The AtomicActionRecoveryModule
is responsible
for loading resource from object store and if it is serializable and as the whole saved
in the Narayana transaction log then it could be deserialized and used immediately during recovery.
This is not the case often. When the XAResource
is not serializable (which is hard to achieve
for example for database where we need to have
a connection to do any work)
the Narayana offers resource initiated recovery. That requires a class (a code and a settings)
that could provide XAResources
for the recovery purposes. For getting the resource
we need a connection (to database, to jms broker...).
The XARecoveryModule
uses objects of two interfaces to get such information (to get the XAResource
s for recovery).
Those interfaces are
Both interfaces then contain method to retrieve the resources (XAResourceRecoveryHelper.getXAResources()
,XAResourceRecovery.getXAResource()
).
The XARecoveryModule
then ask all the received
XAResources
to find in-doubt transactions (by calling XAResource.recovery()
)
(aka. resource located transactions).
The found in-doubt transactions are then paired with transactions in Narayana transaction log store.
If the match is found the XAResource.commit()
could be called.
Maybe you wonder what both interfaces are mostly the same – which kind of true – but the use differs.
The XAResourceRecoveryHelper
is designed (and only available) to be used
in programatic way. For adding the helper amogst other ones you need to call
XARecoveryModule.addXAResourceRecoveryHelper().

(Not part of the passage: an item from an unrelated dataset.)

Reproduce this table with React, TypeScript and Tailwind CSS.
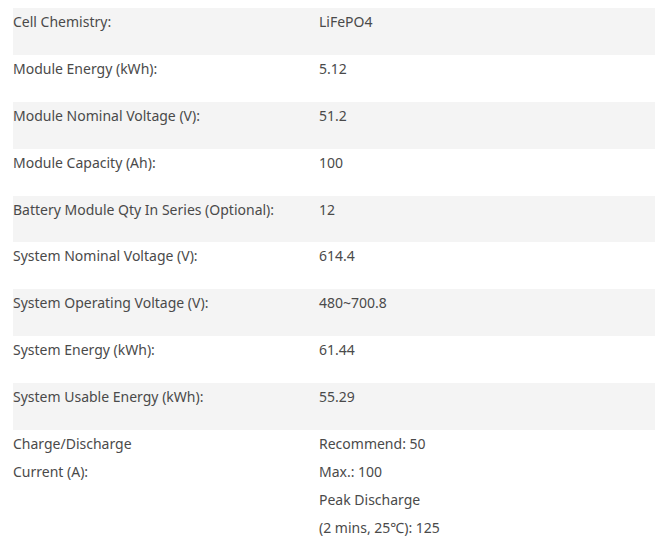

You can even deregister the helper by method call XARecoveryModule.removeXAResourceRecoveryHelper
.
The XAResourceRecovery
is configured not directly in the code but via property
com.arjuna.ats.jta.recovery.XAResourceRecovery
. This is not viable for dynamic changes
as in normal circumstances it's not possible to reset it – even when you try to change the values by call of
JTAEnvironmentBean.setXaResourceRecoveryClassNames()
.
Running the recovery manager
We have explained how to configure the recovery properties but we haven't pointed down
one important fact – in the standalone application there is no automatic launch
of the recovery manager. You need manually to start it.
A good point is that's quite easy (if you don't use ORB) and it's fine
to call just
RecoveryManager manager = RecoveryManager.manager();
manager.initialize()
This runs an indirect recovery manager (RecoveryManager.INDIRECT_MANAGEMENT
) which spawns
a thread which runs periodically the recovery process. If you feel that you need to run the periodic
recovery in times you want (periodic timeout value is then not used) you can use direct management
and call to run it manually
RecoveryManager manager = RecoveryManager.manager(RecoveryManager.DIRECT_MANAGEMENT);
manager.initialize();
manager.scan();
For stopping the recovery manager to work use the terminate
call.
manager.terminate();
Summary
This blog post tried to introduce process of transaction recovery in Narayana.
The goal was to present settings necessary to be set for the recovery would work in an expected way for XA transactions and shows how to start the recovery manager in your application.